Tax reform provided relief to low and middle-income families, while beneficiaries were given substantial income exemptions and abatement rates. However, the Fourth Labour Government did cancel the universal family benefit in favour of a more targeted approach. This represented a significant departure from the approach of past governments. But as Wilkinson puts it: “…welfare spending per capita even in 1992 was appreciably higher than in earlier decades.” History is more complicated than simplistic narratives have us believe. Many of the ‘New Right’ policies that Richardson argued for, such as privatisation in health and labour market deregulation, did not sit comfortably with the ethos of the Fourth Labour Government.

It is easy to forget the Rogernomes were part of a government that used the state to promote wider social justice. Gender equality was made a serious priority with the passage of the Employment Equity Act and a new Ministry of Women’s Affairs. A M?ori housing scheme was introduced, the Waitangi Tribunal was given the power to investigate Treaty claims back to 1840, and Te Reo M?ori became an official language backed by an official body. The Fourth Labour Government also rewrote the country’s immigration laws to end racial discrimination at the border.

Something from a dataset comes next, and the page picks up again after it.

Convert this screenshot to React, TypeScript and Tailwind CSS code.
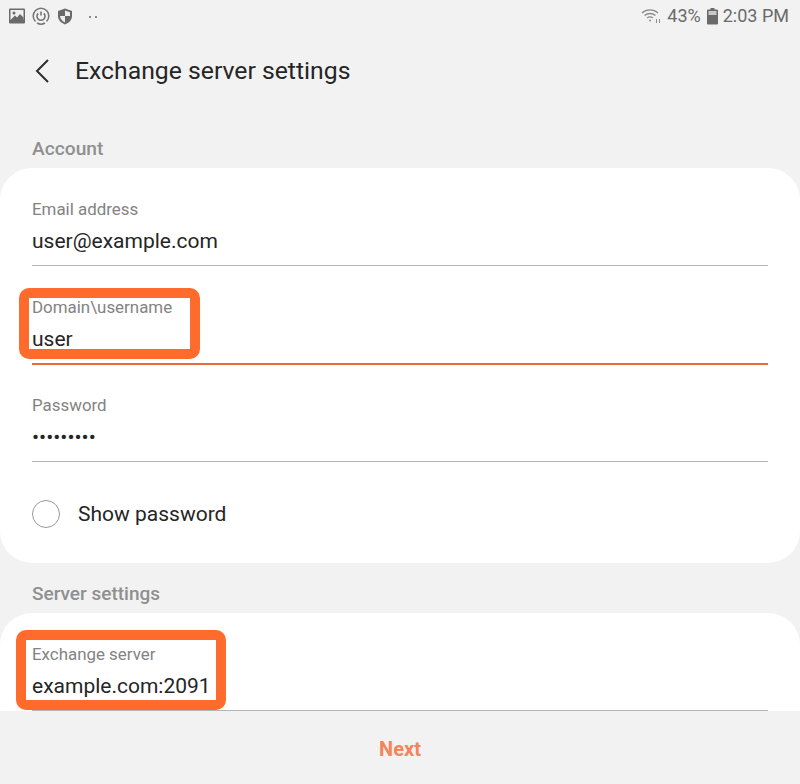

These were major achievements that had a lasting impact on New Zealand politics and society. In fact, this progressive social agenda formed a key part of the policy paradigm that developed out of the 1980s. The Bolger Government largely continued Labour’s work, advancing the Treaty settlement process, and passing specialised anti-discrimination legislation. On cultural and economic policy the two major parties found consensus. However, Labour opposed National’s attempts to introduce a more laissez faire approach to social policy.

Ultimately, National failed in its New Right agenda. The election of a centre-left coalition in 1999 reversed market reforms in health, housing, and employment relations. The Labour-led Government of Helen Clark did not repudiate the main tenets of the post-1984 consensus, however. Clark and her finance minister, Michael Cullen, had both served in the Fourth Labour Government. They were social democrats who embraced fiscal conservatism.

The emphasis was on maintaining business confidence through low inflation, low taxes, and a high degree of economic freedom. To this end, the Clark Government avoided major reform to address unfairness in the tax system. The Clark Government also refused to increase core benefit rates above inflation. Welfare remained targeted, with the focus on personal responsibility and incentives to work. It is still the approach.

That unholy marriage between ‘neoliberalism’ and social justice is at the heart of our politics today. Ardern and Robertson might have given the welfare state a new veneer of kindness. But they can offer nothing more. Those progressives who demand the equitable distribution of wealth and power will have to reconcile themselves to the ultimate illusion of history: neoliberalism is just another name for social democracy.